Não é de hoje que a política possui quem a ridicularize. Lembra-se do Macaco Tião, que é até hoje o animal mais votado da história? Ele foi invenção do Casseta e Planeta em 1988. E o rinoceronte Cacareco (que acho que você o mencionou an passant no fim do seu texto, mas não ficou claro) da década de 1950? Pior, Silvio Santos para Presidente? Há alguma ligação entre tais momentos históricos? Entre os candidatos? Entre a ridicularização?
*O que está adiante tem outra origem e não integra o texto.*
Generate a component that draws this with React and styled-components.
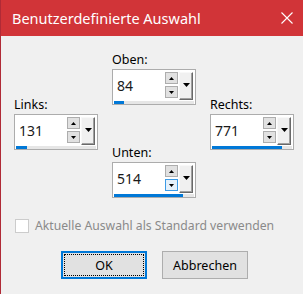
import React from "react";
import styled, { createGlobalStyle } from "styled-components";

const GlobalStyle = createGlobalStyle`
  html, body {
    margin: 0;
    padding: 0;
    background: #f0f0f0;
  }
  * {
    box-sizing: border-box;
  }
`;

const spinners = [
  { key: "oben", label: "Oben:", value: "84", bar: 10, col: 2, row: "1 / 3" },
  { key: "links", label: "Links:", value: "131", bar: 11, col: 1, row: "2 / 5" },
  { key: "rechts", label: "Rechts:", value: "771", bar: 70, col: 3, row: "2 / 5" },
  { key: "unten", label: "Unten:", value: "514", bar: 69, col: 2, row: "4 / 6", hot: true },
];

const App = () => {
  return (
    <Window>
      <GlobalStyle />
      <TitleBar>
        <Title>Benutzerdefinierte Auswahl</Title>
        <CloseIcon viewBox="0 0 12 12">
          <path d="M0.5 0.5 L11.5 11.5 M11.5 0.5 L0.5 11.5" stroke="#fff" strokeWidth="1.1" />
        </CloseIcon>
      </TitleBar>
      <Body>
        <SpinGrid>
          {spinners.map((s) => (
            <Field key={s.key} $col={s.col} $row={s.row}>
              <Label>{s.label}</Label>
              <SpinBox>
                <SpinRow>
                  <Value>{s.value}</Value>
                  <Arrows>
                    <ArrowButton>
                      <Tri viewBox="0 0 5 3">
                        <path d="M2.5 0 L5 3 L0 3 Z" fill="#000" />
                      </Tri>
                    </ArrowButton>
                    <ArrowButton $hot={s.hot}>
                      <Tri viewBox="0 0 5 3">
                        <path d="M0 0 L5 0 L2.5 3 Z" fill="#000" />
                      </Tri>
                    </ArrowButton>
                  </Arrows>
                  <DropButton>
                    <DropTri viewBox="0 0 7 4">
                      <path d="M0 0 L7 0 L3.5 4 Z" fill="#000" />
                    </DropTri>
                  </DropButton>
                </SpinRow>
                <Track>
                  <Fill style={{ width: s.bar }} />
                </Track>
              </SpinBox>
            </Field>
          ))}
        </SpinGrid>
        <CheckRow>
          <CheckBox />
          <CheckText>Aktuelle Auswahl als Standard verwenden</CheckText>
        </CheckRow>
        <Buttons>
          <Button $primary>
            <Focus>OK</Focus>
          </Button>
          <Button>Abbrechen</Button>
        </Buttons>
      </Body>
    </Window>
  );
};

export default App;

const Window = styled.div`
  width: 303px;
  height: 294px;
  display: flex;
  flex-direction: column;
  border-left: 1px solid #b02a36;
  background: #f0f0f0;
  font-family: "Noto Sans", "Liberation Sans", sans-serif;
  overflow: hidden;
`;

const TitleBar = styled.div`
  height: 36px;
  flex: none;
  display: flex;
  align-items: center;
  justify-content: space-between;
  background: #d13438;
  padding: 0 10px 0 11px;
`;

const Title = styled.div`
  color: #fff;
  font-size: 14.5px;
  margin-top: -1px;
`;

const CloseIcon = styled.svg`
  width: 12px;
  height: 12px;
`;

const Body = styled.div`
  display: flex;
  flex-direction: column;
  padding: 16px 0 0 13px;
`;

const SpinGrid = styled.div`
  display: grid;
  grid-template-columns: 84px 84px 84px;
  grid-template-rows: 45px 8px 40px 5px 48px;
  column-gap: 14px;
`;

const Field = styled.div`
  grid-column: ${(p) => p.$col};
  grid-row: ${(p) => p.$row};
  display: flex;
  flex-direction: column;
`;

const Label = styled.div`
  font-size: 12.5px;
  line-height: 16px;
  height: 17px;
  color: #000;
`;

const SpinBox = styled.div`
  width: 84px;
  height: 36px;
  display: flex;
  flex-direction: column;
  background: #fff;
  border: 1px solid #acacac;
  padding: 2px 1px 0 1px;
`;

const SpinRow = styled.div`
  height: 28px;
  display: flex;
  align-items: stretch;
`;

const Value = styled.div`
  flex: 1;
  font-size: 14px;
  line-height: 28px;
  padding-left: 3px;
  color: #1a1a1a;
`;

const Arrows = styled.div`
  width: 13px;
  display: flex;
  flex-direction: column;
  gap: 2px;
`;

const ArrowButton = styled.div`
  height: 12px;
  display: flex;
  align-items: center;
  justify-content: center;
  background: ${(p) => (p.$hot ? "#e5f1fb" : "#e1e1e1")};
  border: 1px solid ${(p) => (p.$hot ? "#3c9be6" : "#adadad")};
`;

const Tri = styled.svg`
  width: 5px;
  height: 3px;
`;

const DropButton = styled.div`
  width: 14px;
  margin-left: 1px;
  margin-right: 1px;
  display: flex;
  align-items: center;
  justify-content: center;
  background: #f0f0f0;
  border-top: 1px solid #f8f8f8;
  border-left: 1px solid #f8f8f8;
  border-right: 1px solid #696969;
  border-bottom: 1px solid #696969;
  box-shadow: inset -1px -1px 0 #a0a0a0;
`;

const DropTri = styled.svg`
  width: 7px;
  height: 4px;
  margin-top: -3px;
`;

const Track = styled.div`
  height: 3px;
  margin-top: 1px;
  background: #e6e6e6;
`;

const Fill = styled.div`
  height: 3px;
  background: #0078d7;
`;

const CheckRow = styled.div`
  display: flex;
  align-items: center;
  gap: 6px;
  margin-top: 20px;
  margin-left: 1px;
`;

const CheckBox = styled.div`
  width: 14px;
  height: 14px;
  border: 1px solid #cccccc;
  background: #fff;
`;

const CheckText = styled.div`
  font-size: 12.2px;
  color: #8a8a8a;
  margin-top: -1px;
`;

const Buttons = styled.div`
  display: flex;
  gap: 15px;
  margin-top: 17px;
  padding-left: 47px;
`;

const Button = styled.div`
  width: 86px;
  height: 28px;
  display: flex;
  align-items: center;
  justify-content: center;
  background: #e1e1e1;
  border: ${(p) => (p.$primary ? "2px solid #0078d7" : "1px solid #adadad")};
  padding: 1px;
  font-size: 12.5px;
  color: #000;
`;

const Focus = styled.div`
  width: 100%;
  height: 100%;
  display: flex;
  align-items: center;
  justify-content: center;
  border: 1px dotted #000;
`;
Agora, preocupante é afirmar que a política é para políticos profissionais. Afirmação quase platônica, de efeito tão fascista quanto o desejado por este filósofo quando em sua A República. Principalmente para um país que finalmente começa a ter uma democracia amadurecida. E que, eleger o Tiririca, que ridiculariza a democracia, é sim surpreendente e jamais deverá ser vista com naturalidade.


Pior que está pode ficar. Podemos retroceder em nosso estágio. Ainda não temos uma democracia tão amadurecida assim, apesar de nosso melhor momento político, econômico e social da história. Podemos eleger quem acha que dois professores ganhando mal e sem o menor incentivo em uma mesma sala é a solução para os problemas educacionais. Podemos eleger Tiriricas, e institucionalizar a corrupção e a falta de compromisso para com o povo. Podemos aceitar ideias tiranas para solucionar o problema de sermos um país ainda longe de possuir o PIB que possui os Estados Unidos. Pior que está pode ficar!


Estou apenas usando meu livre exercício da crítica. Não te conheço, mas respeito seu trabalho em comunicação. Mas, francamente, quanta bobagem para quem assina ser consultor político, e para um jornal de enorme circulação (e questionáveis posicionamentos autoritários ao longo de todo o período de amadurecimento político brasileiro que tivermos nestes últimos oito anos). Pior que tá sempre há como ficar.


Ósculos e amplexos!


PS: O blog ainda está em obras... mas as eleições dão situações que temos que parar o que estamos fazendo para publicar nossa opinião.